**Required work**
Leave the pictures out and quote every line from the start of the listing to the line with "<withdrawal-page></withdrawal-page>", inclusive.

**Information provided**
-- BEGIN --

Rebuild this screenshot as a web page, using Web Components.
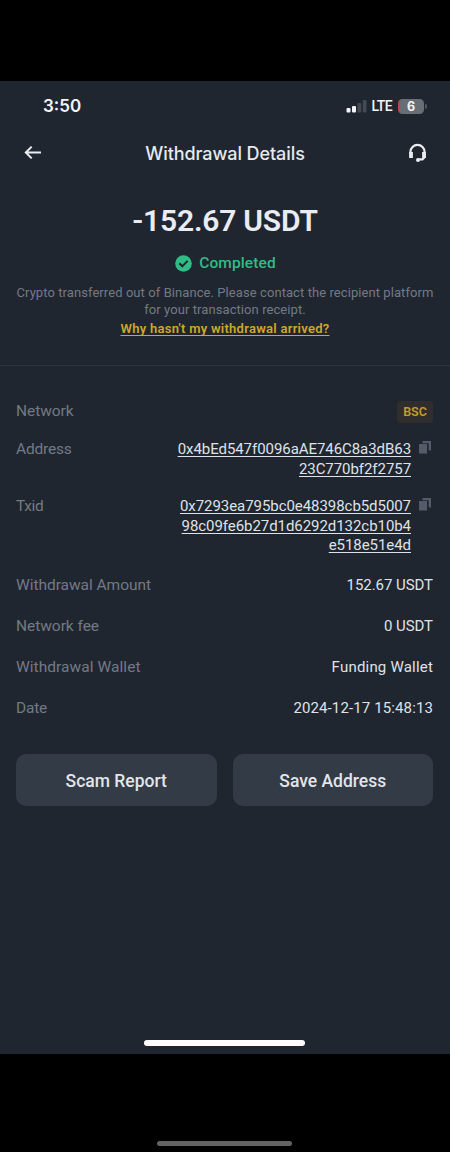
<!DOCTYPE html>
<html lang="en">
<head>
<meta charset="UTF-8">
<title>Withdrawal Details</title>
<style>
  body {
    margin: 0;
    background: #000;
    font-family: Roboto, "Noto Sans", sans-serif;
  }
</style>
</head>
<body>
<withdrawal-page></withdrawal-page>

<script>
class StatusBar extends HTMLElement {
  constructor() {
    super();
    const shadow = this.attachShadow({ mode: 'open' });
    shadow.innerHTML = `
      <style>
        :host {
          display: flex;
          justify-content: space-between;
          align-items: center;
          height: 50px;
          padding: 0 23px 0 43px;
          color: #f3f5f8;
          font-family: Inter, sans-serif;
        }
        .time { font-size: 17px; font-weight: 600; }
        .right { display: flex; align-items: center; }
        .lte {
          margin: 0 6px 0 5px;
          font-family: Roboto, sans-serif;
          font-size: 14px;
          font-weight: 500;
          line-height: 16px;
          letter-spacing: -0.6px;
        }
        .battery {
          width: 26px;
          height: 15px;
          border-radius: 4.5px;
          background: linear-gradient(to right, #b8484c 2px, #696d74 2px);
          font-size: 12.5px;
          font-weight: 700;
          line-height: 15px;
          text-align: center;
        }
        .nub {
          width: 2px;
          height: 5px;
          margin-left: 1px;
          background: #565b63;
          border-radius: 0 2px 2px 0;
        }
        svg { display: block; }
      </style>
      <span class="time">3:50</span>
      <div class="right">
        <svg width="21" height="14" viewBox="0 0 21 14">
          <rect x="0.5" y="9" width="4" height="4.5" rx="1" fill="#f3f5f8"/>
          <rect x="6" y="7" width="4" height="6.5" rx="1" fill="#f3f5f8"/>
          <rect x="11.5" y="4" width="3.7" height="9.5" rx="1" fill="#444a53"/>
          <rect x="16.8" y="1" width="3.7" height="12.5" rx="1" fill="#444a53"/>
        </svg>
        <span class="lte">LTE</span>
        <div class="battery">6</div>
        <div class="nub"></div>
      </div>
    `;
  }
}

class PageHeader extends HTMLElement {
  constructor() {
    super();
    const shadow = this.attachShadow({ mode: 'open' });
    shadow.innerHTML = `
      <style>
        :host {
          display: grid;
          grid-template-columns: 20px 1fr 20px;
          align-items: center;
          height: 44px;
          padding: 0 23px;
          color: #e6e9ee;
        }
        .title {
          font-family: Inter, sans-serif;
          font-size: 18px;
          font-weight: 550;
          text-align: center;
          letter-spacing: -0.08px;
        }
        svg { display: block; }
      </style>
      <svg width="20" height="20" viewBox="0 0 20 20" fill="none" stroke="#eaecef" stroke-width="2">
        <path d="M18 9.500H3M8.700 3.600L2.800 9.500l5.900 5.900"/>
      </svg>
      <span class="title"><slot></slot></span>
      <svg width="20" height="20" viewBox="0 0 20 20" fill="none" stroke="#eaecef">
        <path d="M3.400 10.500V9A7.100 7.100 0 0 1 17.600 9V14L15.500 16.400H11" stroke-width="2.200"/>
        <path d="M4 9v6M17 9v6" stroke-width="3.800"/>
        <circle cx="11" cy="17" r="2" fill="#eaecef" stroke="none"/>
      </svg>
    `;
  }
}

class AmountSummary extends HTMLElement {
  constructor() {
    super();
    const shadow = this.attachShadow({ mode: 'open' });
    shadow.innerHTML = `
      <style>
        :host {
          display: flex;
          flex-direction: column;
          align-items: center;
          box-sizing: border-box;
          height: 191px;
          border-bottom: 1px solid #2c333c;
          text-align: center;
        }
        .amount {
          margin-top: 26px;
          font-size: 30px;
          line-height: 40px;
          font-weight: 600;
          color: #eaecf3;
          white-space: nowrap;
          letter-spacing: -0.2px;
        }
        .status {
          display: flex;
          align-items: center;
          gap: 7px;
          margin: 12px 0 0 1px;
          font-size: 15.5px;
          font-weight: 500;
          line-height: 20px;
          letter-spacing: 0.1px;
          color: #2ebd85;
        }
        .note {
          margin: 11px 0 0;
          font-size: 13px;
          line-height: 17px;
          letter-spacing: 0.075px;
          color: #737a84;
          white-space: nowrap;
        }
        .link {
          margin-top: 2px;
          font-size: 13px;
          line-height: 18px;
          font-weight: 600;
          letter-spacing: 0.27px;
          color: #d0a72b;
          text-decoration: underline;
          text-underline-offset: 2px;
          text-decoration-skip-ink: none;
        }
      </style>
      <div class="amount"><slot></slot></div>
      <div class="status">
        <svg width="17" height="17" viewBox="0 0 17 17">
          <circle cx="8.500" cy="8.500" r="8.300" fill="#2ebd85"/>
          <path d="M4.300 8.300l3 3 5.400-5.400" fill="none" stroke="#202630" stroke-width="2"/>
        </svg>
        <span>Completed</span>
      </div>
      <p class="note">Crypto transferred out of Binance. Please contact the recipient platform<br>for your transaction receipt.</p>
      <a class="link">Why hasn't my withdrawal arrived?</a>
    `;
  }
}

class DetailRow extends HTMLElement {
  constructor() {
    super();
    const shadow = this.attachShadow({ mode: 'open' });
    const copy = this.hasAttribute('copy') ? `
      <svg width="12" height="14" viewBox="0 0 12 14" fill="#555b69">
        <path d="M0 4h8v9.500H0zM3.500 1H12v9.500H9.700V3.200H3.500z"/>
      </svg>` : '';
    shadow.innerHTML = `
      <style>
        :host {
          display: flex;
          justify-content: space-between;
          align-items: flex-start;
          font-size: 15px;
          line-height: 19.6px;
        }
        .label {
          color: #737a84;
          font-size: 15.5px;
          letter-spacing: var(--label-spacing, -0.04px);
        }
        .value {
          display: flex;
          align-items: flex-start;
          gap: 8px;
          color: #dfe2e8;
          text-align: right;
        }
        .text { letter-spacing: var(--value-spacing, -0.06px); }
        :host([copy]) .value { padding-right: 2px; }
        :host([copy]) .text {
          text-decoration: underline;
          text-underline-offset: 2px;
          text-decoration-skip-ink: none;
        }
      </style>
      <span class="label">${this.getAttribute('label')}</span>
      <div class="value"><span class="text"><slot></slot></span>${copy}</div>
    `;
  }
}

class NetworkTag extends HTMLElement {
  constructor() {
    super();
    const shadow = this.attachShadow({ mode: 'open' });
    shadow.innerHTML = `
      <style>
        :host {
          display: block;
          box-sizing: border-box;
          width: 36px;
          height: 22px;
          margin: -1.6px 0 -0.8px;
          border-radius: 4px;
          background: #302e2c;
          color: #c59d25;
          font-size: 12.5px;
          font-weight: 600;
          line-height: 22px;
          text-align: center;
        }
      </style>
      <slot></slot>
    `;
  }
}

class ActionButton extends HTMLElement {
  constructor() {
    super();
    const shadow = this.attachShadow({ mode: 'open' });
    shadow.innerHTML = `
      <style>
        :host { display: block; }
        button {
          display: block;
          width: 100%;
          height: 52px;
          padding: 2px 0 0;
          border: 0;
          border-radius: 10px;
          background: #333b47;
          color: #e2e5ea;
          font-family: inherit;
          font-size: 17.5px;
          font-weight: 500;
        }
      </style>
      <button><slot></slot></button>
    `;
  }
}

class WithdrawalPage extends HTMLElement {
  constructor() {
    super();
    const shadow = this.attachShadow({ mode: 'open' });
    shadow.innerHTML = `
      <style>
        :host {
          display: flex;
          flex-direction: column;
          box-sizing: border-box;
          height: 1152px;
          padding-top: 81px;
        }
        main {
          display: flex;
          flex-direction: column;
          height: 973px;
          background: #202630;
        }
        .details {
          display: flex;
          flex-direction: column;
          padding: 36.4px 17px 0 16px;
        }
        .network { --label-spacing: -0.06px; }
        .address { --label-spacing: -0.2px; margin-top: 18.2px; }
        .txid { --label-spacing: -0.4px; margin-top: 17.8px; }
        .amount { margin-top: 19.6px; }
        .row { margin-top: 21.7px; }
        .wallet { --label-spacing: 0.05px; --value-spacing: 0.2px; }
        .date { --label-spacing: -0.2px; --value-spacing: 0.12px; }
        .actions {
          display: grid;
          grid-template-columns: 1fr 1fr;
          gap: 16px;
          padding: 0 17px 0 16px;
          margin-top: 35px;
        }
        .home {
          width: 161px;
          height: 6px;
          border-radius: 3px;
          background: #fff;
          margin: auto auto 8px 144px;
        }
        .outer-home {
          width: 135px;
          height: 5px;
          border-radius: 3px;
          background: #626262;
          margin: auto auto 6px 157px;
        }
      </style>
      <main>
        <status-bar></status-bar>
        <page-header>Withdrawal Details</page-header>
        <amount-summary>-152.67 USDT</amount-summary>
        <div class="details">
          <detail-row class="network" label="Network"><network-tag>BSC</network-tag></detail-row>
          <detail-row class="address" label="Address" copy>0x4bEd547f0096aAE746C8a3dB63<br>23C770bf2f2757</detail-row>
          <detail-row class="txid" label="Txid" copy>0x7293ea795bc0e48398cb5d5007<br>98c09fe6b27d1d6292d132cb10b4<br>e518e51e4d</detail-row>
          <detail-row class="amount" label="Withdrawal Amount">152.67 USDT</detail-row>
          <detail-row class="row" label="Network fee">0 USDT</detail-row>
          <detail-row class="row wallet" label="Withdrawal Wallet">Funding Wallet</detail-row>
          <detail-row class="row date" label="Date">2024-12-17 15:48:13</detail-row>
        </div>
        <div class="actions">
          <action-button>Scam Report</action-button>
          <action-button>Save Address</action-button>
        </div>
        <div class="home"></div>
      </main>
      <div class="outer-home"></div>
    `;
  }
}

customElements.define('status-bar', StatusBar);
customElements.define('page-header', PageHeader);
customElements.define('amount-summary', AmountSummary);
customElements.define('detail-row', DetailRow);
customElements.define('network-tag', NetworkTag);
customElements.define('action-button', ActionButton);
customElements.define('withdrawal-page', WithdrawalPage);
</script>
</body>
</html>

-- END --

**Answer to this task**
Rebuild this screenshot as a web page, using Web Components.
<!DOCTYPE html>
<html lang="en">
<head>
<meta charset="UTF-8">
<title>Withdrawal Details</title>
<style>
  body {
    margin: 0;
    background: #000;
    font-family: Roboto, "Noto Sans", sans-serif;
  }
</style>
</head>
<body>
<withdrawal-page></withdrawal-page>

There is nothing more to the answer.